Committees and commissions

Source:
  • President, Women Legislators of Maryland, Maryland General Assembly, 2016–2017
  • Chair, House Appropriations Oversight of Personnel Subcommittee, 2015–2019
  • Vice-chair, House Appropriations Transportation and Environment Subcommittee, 2015–2019
  • Vice-chair, House Appropriations Capital Budget Subcommittee, 2016–2019
  • Member, Maryland Advisory Council for Virtual Learning, 2012–2015
  • Commissioner, Interstate Commission on the Potomac River Basin, 2013–2019
  • Member, Business Climate Work Group, Maryland General Assembly, 2013–2014
  • Member, Joint Committee on Cybersecurity, Information Technology, and Biotechnology, 2015–2019
  • Member, Joint Committee on Fair Practices and State Personnel Oversight, 2015–2019
  • Founding Member, Maryland Legislative Asian-American, and Pacific-Islander Caucus 2015–2019
  • Member, Maryland Sexual Assault Evidence Kit Policy and Funding Committee, 2017–2019
  • Commissioner, 21st Century School Facilities Commission, 2016–2017
  • Member, Maryland State Ethics Commission, 2019–2020

    2018 congressional election

In May 2017, Miller told The Baltimore Sun that she would run for Congress in Maryland's 6th congressional district if John Delaney decided to pursue a campaign for governor. On July 28, 2017, Miller announced her candidacy in the United States House of Representatives election to replace Delaney, who said he would not run for re-election to instead run for president in 2020. In April 2018, Miller won a straw poll of Democratic activists in Western Maryland. During the election, she was endorsed by the National Education Association, the Sierra Club, EMILY's List, 314 Action, and Sen. Kirsten Gillibrand, Rep. Pramila Jayapal, and then County Executive Ike Leggett, among others.
Despite having received the most individual donations out of her Democratic opponents, Miller was outspent in the primary 13:1 by David Trone, the largest self-funding congressional candidate in U.S. history, and lost the primary to Trone by 9.3%, with 30.7% of the vote compared to Trone's 40.0%, and consequently did not advance to the general election. She won Montgomery County but this was the only voting district she won outright. Had she been elected, Miller would have been the only woman in Maryland's congressional delegation.

Post-legislative career

In February 2019, Miller was named the new executive director of Indian American Impact.
In January 2021, Miller filed paperwork to run for Congress again had Trone decided against running for a third-term. After Trone launched his re-election bid on May 7, Miller declined to comment on her 2022 plans.

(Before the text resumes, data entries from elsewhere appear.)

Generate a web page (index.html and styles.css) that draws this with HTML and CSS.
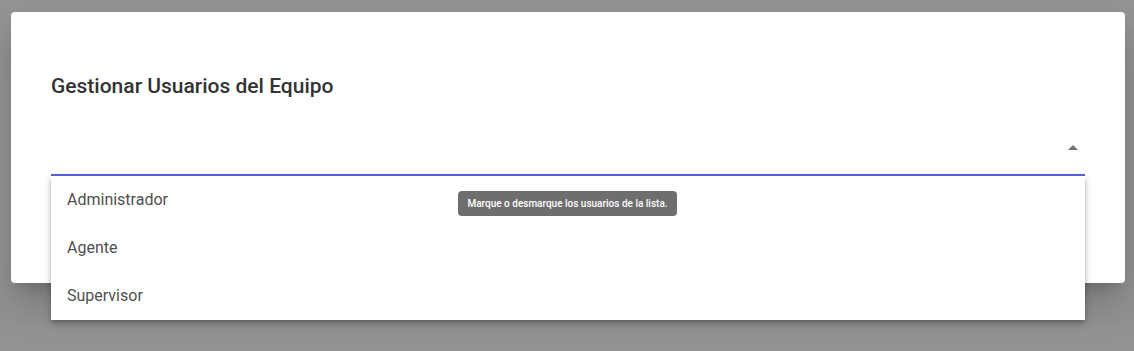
FILE: index.html
```html
<!DOCTYPE html>
<html lang="es">
<head>
    <meta charset="UTF-8">
    <meta name="viewport" content="width=device-width, initial-scale=1.0">
    <title>Gestionar Usuarios del Equipo</title>
    <link rel="stylesheet" href="styles.css">
</head>
<body>
    <div class="dialog">
        <div class="dialog-title">Gestionar Usuarios del Equipo</div>
        <div class="select-field">
            <div class="select-input">
                <span class="select-arrow"></span>
            </div>
            <ul class="select-menu">
                <li class="select-option">Administrador</li>
                <li class="select-option">Agente</li>
                <li class="select-option">Supervisor</li>
            </ul>
            <div class="tooltip">Marque o desmarque los usuarios de la lista.</div>
        </div>
    </div>
</body>
</html>
```

FILE: styles.css
```css
body {
    margin: 0;
    height: 351px;
    overflow: hidden;
    background: #939393;
    font-family: Roboto, 'Noto Sans', sans-serif;
    padding: 12px 9px 0 11px;
    box-sizing: border-box;
}
.dialog {
    background: #ffffff;
    border-radius: 4px;
    height: 271px;
    padding: 58px 40px 0 40px;
    box-sizing: border-box;
    box-shadow: 0 11px 15px -7px rgba(0,0,0,0.2), 0 24px 38px 3px rgba(0,0,0,0.14);
}
.dialog-title {
    font-size: 21px;
    font-weight: 500;
    line-height: 32px;
    color: #333333;
}
.select-field {
    position: relative;
    margin-top: 40px;
}
.select-input {
    height: 32px;
    border-bottom: 2px solid #5c62e0;
    display: flex;
    justify-content: flex-end;
    align-items: flex-start;
}
.select-arrow {
    width: 0;
    height: 0;
    border-left: 5px solid transparent;
    border-right: 5px solid transparent;
    border-bottom: 5px solid #757575;
    margin-right: 7px;
    margin-top: 3px;
}
.select-menu {
    position: absolute;
    top: 34px;
    left: 0;
    right: 0;
    margin: 0;
    padding: 0;
    list-style: none;
    background: #ffffff;
    box-shadow: 0 2px 4px -1px rgba(0,0,0,0.2), 0 4px 5px 0 rgba(0,0,0,0.14), 0 1px 10px 0 rgba(0,0,0,0.12);
}
.select-option {
    height: 48px;
    line-height: 48px;
    padding: 0 16px;
    font-size: 16px;
    color: #505050;
}
.tooltip {
    position: absolute;
    top: 49px;
    left: 407px;
    width: 219px;
    height: 25px;
    box-sizing: border-box;
    background: #6e6e6e;
    color: #ffffff;
    font-size: 10px;
    font-weight: 500;
    line-height: 25px;
    text-align: center;
    border-radius: 4px;
}
```
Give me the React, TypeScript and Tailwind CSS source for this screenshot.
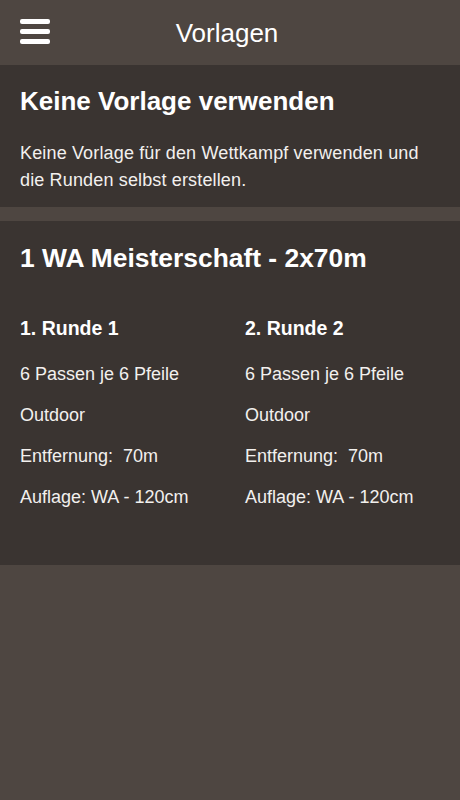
export default function App() {
  const rounds = [
    { title: "1. Runde 1" },
    { title: "2. Runde 2" },
  ];

  return (
    <div
      className="min-h-[800px] w-[460px] bg-[#4e4641] text-white"
      style={{ fontFamily: '"Liberation Sans", Arial, sans-serif' }}
    >
      {/* header */}
      <div className="relative flex h-[65px] items-center justify-center">
        <button className="absolute left-[20px] top-[19px] flex w-[30px] flex-col gap-[5px]">
          <span className="h-[5px] w-full rounded-[2px] bg-white" />
          <span className="h-[5px] w-full rounded-[2px] bg-white" />
          <span className="h-[5px] w-full rounded-[2px] bg-white" />
        </button>
        <h1 className="mr-[6px] text-[26px] leading-[30px] font-normal">Vorlagen</h1>
      </div>

      {/* no template */}
      <div className="bg-[#3a3431] px-[20px] pt-[21px] pb-[13px]">
        <h2 className="text-[26px] leading-[30px] font-bold">Keine Vorlage verwenden</h2>
        <p className="mt-[24px] text-[18px] leading-[27px] tracking-[0.15px] text-[#f2f0ee]">
          Keine Vorlage für den Wettkampf verwenden und die Runden selbst erstellen.
        </p>
      </div>

      {/* template */}
      <div className="mt-[14px] bg-[#3a3431] px-[20px] pt-[22px] pb-[47px]">
        <h2 className="text-[26.4px] leading-[30px] font-bold">1 WA Meisterschaft - 2x70m</h2>
        <div className="mt-[43px] grid grid-cols-[225px_1fr]">
          {rounds.map((r) => (
            <div key={r.title}>
              <h3 className="text-[19.5px] leading-[24px] font-bold">{r.title}</h3>
              <div className="mt-[14px] text-[18px] leading-[41px] text-[#f2f0ee]">
                <div>6 Passen je 6 Pfeile</div>
                <div>Outdoor</div>
                <div className="whitespace-pre">Entfernung:  70m</div>
                <div>Auflage: WA - 120cm</div>
              </div>
            </div>
          ))}
        </div>
      </div>
    </div>
  );
}
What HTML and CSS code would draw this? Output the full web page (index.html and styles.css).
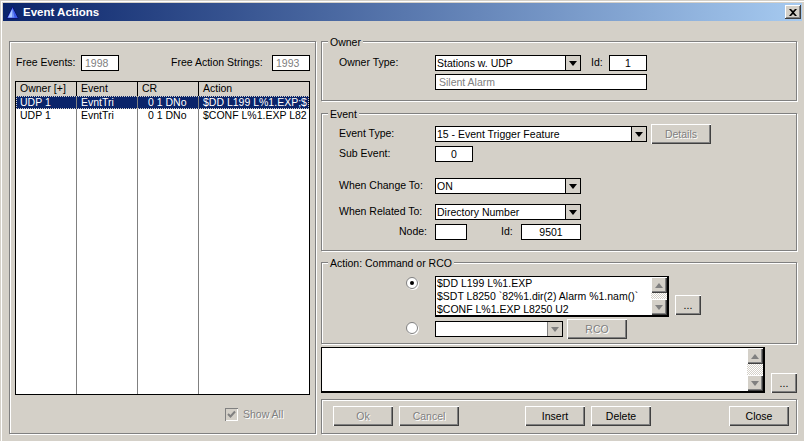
FILE: index.html
```html
<!DOCTYPE html>
<html lang="en">
<head>
<meta charset="utf-8">
<title>Event Actions</title>
<link rel="stylesheet" href="styles.css">
</head>
<body>
<div class="window">
  <header class="titlebar">
    <svg class="app-icon" width="13" height="13" viewBox="0 0 13 13"><path d="M6.500 .5 L12.500 12.500 H.5 Z" fill="#3a5ae8" stroke="#0a1470"/><path d="M6.500 2.500 L6.500 11.500 H2 Z" fill="#a8c4ff"/><path d="M6.500 2.500 L8.500 11.500 H6.500 Z" fill="#6f90f4"/></svg>
    <span class="title-text">Event Actions</span>
    <span class="close-btn"><svg width="8" height="7" viewBox="0 0 8 7"><path d="M0 0h2l2 2 2-2h2L5 3.500 8 7H6L4 5 2 7H0l3-3.500z" fill="#000"/></svg></span>
  </header>
  <main class="content">
    <section class="group left-panel">
      <div class="free-row">
        <span class="lbl free-events">Free Events:</span>
        <span class="box box-free dis">1998</span>
        <span class="lbl free-actions">Free Action Strings:</span>
        <span class="box box-free dis">1993</span>
      </div>
      <div class="table">
        <div class="tr th"><span class="c1">Owner [+]</span><span class="c2">Event</span><span class="c3">CR</span><span class="c4">Action</span></div>
        <div class="tr sel"><span class="c1">UDP 1</span><span class="c2">EvntTri</span><span class="c3 cr">0 1 DNo</span><span class="c4">$DD L199 L%1.EXP;$</span></div>
        <div class="tr"><span class="c1">UDP 1</span><span class="c2">EvntTri</span><span class="c3 cr">0 1 DNo</span><span class="c4">$CONF L%1.EXP L82</span></div>
        <div class="tr fill"><span class="c1"></span><span class="c2"></span><span class="c3"></span><span class="c4"></span></div>
      </div>
      <div class="showall">
        <span class="check"><svg width="9" height="9" viewBox="0 0 9 9"><path d="M1 4 L3.500 6.500 L8 1.500" fill="none" stroke="#808080" stroke-width="2"/></svg></span>
        <span class="dis etched">Show All</span>
      </div>
    </section>
    <div class="right">
      <section class="group owner">
        <span class="legend">Owner</span>
        <div class="row">
          <span class="lbl label-col">Owner Type:</span>
          <span class="select w146"><span class="val">Stations w. UDP</span><span class="arrow"><i class="tri-down"></i></span></span>
          <span class="lbl id-label">Id:</span>
          <span class="box w38 center">1</span>
        </div>
        <div class="row row-name">
          <span class="label-col"></span>
          <span class="box w212 dis">Silent Alarm</span>
        </div>
      </section>
      <section class="group event">
        <span class="legend">Event</span>
        <div class="row r-type">
          <span class="lbl label-col">Event Type:</span>
          <span class="select w212"><span class="val">15 - Event Trigger Feature</span><span class="arrow"><i class="tri-down"></i></span></span>
          <span class="btn disabled details">Details</span>
        </div>
        <div class="row r-sub">
          <span class="lbl label-col">Sub Event:</span>
          <span class="box w38 center">0</span>
        </div>
        <div class="row r-change">
          <span class="lbl label-col">When Change To:</span>
          <span class="select w146"><span class="val">ON</span><span class="arrow"><i class="tri-down"></i></span></span>
        </div>
        <div class="row r-related">
          <span class="lbl label-col">When Related To:</span>
          <span class="select w146"><span class="val">Directory Number</span><span class="arrow"><i class="tri-down"></i></span></span>
        </div>
        <div class="row r-node">
          <span class="lbl label-col right-align">Node:</span>
          <span class="box w32"></span>
          <span class="lbl id2-label">Id:</span>
          <span class="box w60 center">9501</span>
        </div>
      </section>
      <section class="group action">
        <span class="legend">Action: Command or RCO</span>
        <div class="row r-list">
          <span class="radio on"><i class="dot"></i></span>
          <div class="listbox">
            <div class="list-text"><div>$DD L199 L%1.EXP</div><div>$SDT L8250 `82%1.dir(2) Alarm %1.nam()`</div><div>$CONF L%1.EXP L8250 U2</div></div>
            <div class="scroll">
              <span class="sbtn"><i class="tri-up"></i></span><span class="strack"></span><span class="sbtn"><i class="tri-down"></i></span>
            </div>
          </div>
          <span class="btn dots">...</span>
        </div>
        <div class="row r-rco">
          <span class="radio"></span>
          <span class="select w128"><span class="val"></span><span class="arrow off"><i class="tri-down"></i></span></span>
          <span class="btn disabled rco">RCO</span>
        </div>
      </section>
      <div class="memo-row">
        <div class="listbox memo">
          <div class="list-text"></div>
          <div class="scroll">
            <span class="sbtn"><i class="tri-up"></i></span><span class="strack"></span><span class="sbtn"><i class="tri-down"></i></span>
          </div>
        </div>
        <span class="btn dots dots-memo">...</span>
      </div>
      <section class="group buttons">
        <span class="btn disabled">Ok</span>
        <span class="btn disabled">Cancel</span>
        <span class="btn insert">Insert</span>
        <span class="btn">Delete</span>
        <span class="btn close">Close</span>
      </section>
    </div>
  </main>
</div>
</body>
</html>
```
FILE: styles.css
```css
* { box-sizing: border-box; }
html, body { margin: 0; padding: 0; }
body { width: 804px; height: 441px; overflow: hidden; background: #d4d0c8; }
.window {
  width: 804px; height: 441px; background: #d4d0c8;
  padding: 3px 2px 0 3px;
  font: 10.5px/14px "Liberation Sans", Arial, sans-serif; color: #000;
  box-shadow: inset 1px 1px 0 #d4d0c8, inset 2px 2px 0 #fff;
}
.titlebar {
  height: 18px; display: flex; align-items: center; padding: 0 1px 0 3px;
  background: linear-gradient(90deg, #0a246a, #a6caf0);
}
.app-icon { flex: none; margin-right: 4px; }
.title-text { color: #fff; font-weight: bold; font-size: 11.500px; flex: 1; }
.close-btn {
  width: 16px; height: 14px; background: #d4d0c8; display: flex; align-items: center; justify-content: center;
  box-shadow: inset -1px -1px 0 #404040, inset 1px 1px 0 #fff, inset -2px -2px 0 #808080;
}
.content { display: flex; padding: 20px 0 0 6px; gap: 5px; }
.group {
  position: relative; border: 1px solid #808080;
  box-shadow: 1px 1px 0 #fff, inset 1px 1px 0 #fff;
}
.legend { position: absolute; top: -6px; left: 6px; padding: 0 2px; background: #d4d0c8; line-height: 13px; }
.left-panel { width: 307px; height: 393px; padding: 13px 5px 0 5px; }
.free-row { display: flex; align-items: flex-start; height: 16px; }
.free-events { width: 66px; padding-left: 1px; }
.free-actions { margin-left: 52px; width: 101px; }
.lbl { white-space: nowrap; }
.box { display: block; height: 16px; background: #fff; border: 1px solid #000; line-height: 14px; padding: 0 3px; white-space: nowrap; flex: none; }
.box-free { width: 38px; }
.dis { color: #808080; }
.center { text-align: center; }
.w32 { width: 32px; } .w38 { width: 38px; } .w60 { width: 60px; } .w128 { width: 128px; } .w146 { width: 146px; } .w212 { width: 212px; }
.table { margin-top: 10px; height: 314px; border: 1px solid #000; background: #fff; display: flex; flex-direction: column; width: 295px; }
.tr { display: flex; height: 13px; flex: none; line-height: 13px; }
.tr span { display: block; overflow: hidden; white-space: nowrap; padding-left: 4px; border-right: 1px solid #808080; }
.c1, .c2, .c3 { width: 61px; flex: none; }
.c4 { flex: 1; border-right: 0 !important; }
.tr .cr { padding-left: 10px; }
.th { height: 14px; background: #d4d0c8; }
.th span { border-right: 1px solid #000; }
.sel { background: #0a246a; color: #fff; outline: 1px dotted #d4d0c8; outline-offset: -1px; }
.fill { flex: 1; }
.showall { display: flex; align-items: center; margin-top: 12px; padding-left: 210px; gap: 5px; }
.check { width: 13px; height: 13px; background: #d4d0c8; display: flex; align-items: center; justify-content: center;
  box-shadow: inset 1px 1px 0 #808080, inset -1px -1px 0 #fff; }
.etched { text-shadow: 1px 1px 0 #fff; }
.right { width: 476px; display: flex; flex-direction: column; }
.row { display: flex; align-items: flex-start; }
.label-col { width: 96px; flex: none; }
.owner { height: 60px; padding: 13px 0 0 17px; }
.id-label { margin-left: 10px; width: 18px; }
.row-name { margin-top: 3px; }
.event { margin-top: 12px; height: 138px; padding: 10px 0 0 17px; }
.r-type { height: 20px; padding-top: 2px; }
.details { margin: -2px 0 0 4px; }
.r-sub { margin-top: 2px; }
.r-change { margin-top: 16px; }
.r-related { margin-top: 10px; }
.r-node { margin-top: 4px; }
.right-align { text-align: right; padding-right: 8px; }
.id2-label { margin-left: 34px; width: 20px; }
.select { display: flex; height: 16px; border: 1px solid #000; background: #fff; flex: none; }
.val { flex: 1; padding-left: 1px; line-height: 14px; white-space: nowrap; }
.arrow { width: 15px; background: #d4d0c8; border-left: 1px solid #000; display: flex; align-items: center; justify-content: center; flex: none; }
.arrow.off { border-left-color: #808080; }
.tri-down, .tri-up { display: block; width: 0; height: 0; border-left: 4px solid transparent; border-right: 4px solid transparent; }
.tri-down { border-top: 5px solid #000; }
.tri-up { border-bottom: 5px solid #000; }
.off .tri-down { border-top-color: #808080; }
.btn {
  display: flex; align-items: center; justify-content: center; width: 60px; height: 20px; flex: none;
  background: #d4d0c8;
  box-shadow: inset 1px 1px 0 #fff, inset -1px -1px 0 #404040, inset -2px -2px 0 #808080;
}
.disabled { color: #808080; text-shadow: 1px 1px 0 #fff; }
.dots { width: 26px; margin: 19px 0 0 6px; }
.dots-memo { margin-top: 26px; }
.action { margin-top: 11px; height: 82px; padding: 13px 0 0 84px; }
.radio { width: 12px; height: 12px; flex: none; border-radius: 50%; background: #fff; margin: 1px 17px 0 0;
  border: 1px solid #808080; box-shadow: 1px 1px 0 0 #fff; display: flex; align-items: center; justify-content: center; }
.dot { display: block; width: 4px; height: 4px; border-radius: 50%; background: #000; }
.listbox { display: flex; width: 234px; height: 41px; border: 1px solid #000; border-right-width: 2px; border-bottom-width: 2px; background: #fff; flex: none; }
.list-text { flex: 1; padding-left: 1px; line-height: 13px; white-space: nowrap; overflow: hidden; }
.scroll { width: 16px; display: flex; flex-direction: column; flex: none; }
.sbtn { height: 16px; flex: none; background: #d4d0c8; display: flex; align-items: center; justify-content: center;
  box-shadow: inset 1px 1px 0 #fff, inset -1px -1px 0 #404040, inset -2px -2px 0 #808080; }
.sbtn .tri-up { border-bottom-color: #808080; }
.sbtn .tri-down { border-top-color: #808080; }
.strack { flex: 1; background: repeating-conic-gradient(#fff 0 25%, #d4d0c8 0 50%) 0 0 / 2px 2px; }
.r-rco { margin-top: 2px; height: 20px; padding-top: 2px; }
.r-rco .radio { margin-top: 1px; }
.rco { margin: -2px 0 0 4px; }
.memo-row { display: flex; margin-top: 3px; height: 46px; }
.memo { width: 444px; height: 46px; }
.buttons { margin-top: 6px; height: 35px; display: flex; padding: 6px 7px 0 11px; gap: 6px; }
.insert { margin-left: 60px; }
.close { margin-left: 72px; }
```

Lieutenant Governor of Maryland

Elections

2022

In December 2021, Wes Moore selected Miller as his running mate in the Democratic primary of the 2022 Maryland gubernatorial election. The Moore-Miller ticket won the Democratic primary election on July 19, 2022.
The ticket defeated Republican nominees Dan Cox and Gordana Schifanelli in the general election on November 8, 2022. Miller is the first South Asian woman elected lieutenant governor in the United States, and the first Asian American lieutenant governor and first immigrant to hold statewide office in Maryland. Miller served as the chair of the transition team for Governor-elect Moore.

2026

On September 9, 2025, Moore announced that he would run for re-election with Miller as his running mate in 2026.

Tenure

Miller was sworn in on January 18, 2023. She took the oath of office on the Bhagavad Gita, making her first lieutenant governor to do so.
In February 2023, Miller became the first woman of color to chair the Maryland Board of Public Works meeting after Governor Moore recused himself from a vote related to a contract between the Maryland Department of Health and Under Armour, a company he has financial holdings in. In October 2024, Miller and Comptroller Brooke Lierman presided over the Board of Public Works, marking the first time in Maryland history in which only women presided over the meeting.
Miller was an at-large delegate to the 2024 Democratic National Convention, pledged to Kamala Harris and served as a member of the DNC Rules committee. Miller traveled out of state to battleground state of Michigan in support of the Kamala Harris 2024 presidential campaign In the 2024 presidential election, Miller voted as an elector pledged to Harris.

Highway work zone safety

During her tenure, Miller has worked on issues involving transportation issues, including mass transit projects like the Red Line and Purple Line, and in promoting STEM education. In April 2023, following a car crash that resulted in the deaths of six highway workers, Governor Moore appointed Miller to chair the Work Zone Safety Work Group. This group was tasked with developing policy recommendations to prevent future work zone accidents. Under Miller's leadership, the Work Zone Safety Work Group proposed several key measures, including modifications to existing state laws to authorize the use of unmanned cameras in work zones and increased penalties for speeding in these areas. These recommendations were incorporated into the Maryland Road Worker Protection Act of 2024, which Miller testified for in both houses of the Maryland General Assembly. The bill was subsequently passed and signed into law by Governor Moore. In early 2025, following implementation of the new work zone speed enforcement law, Maryland issued over 48,000 speeding citations in work zones within the first two months. During National Work Zone Awareness Week, Miller emphasized the law’s purpose, calling reckless driving “a dangerous weapon.” Following the resignation of Maryland Transportation Secretary Paul Wiedefeld in July 2025, Miller was tasked with leading a nationwide search for his replacement.

Substance abuse prevention

As lieutenant governor, Miller chairs the Maryland Overdose Response Advisory Council, which is involved with efforts to reduce overdose deaths and expand access to treatment. In this position, she has overseen the launch of a statewide overdose data dashboard to provide real-time data and guide policy interventions. In 2025, Maryland recorded its fourth consecutive year of declining overdose deaths in the state, which had also fallen to a ten-year low.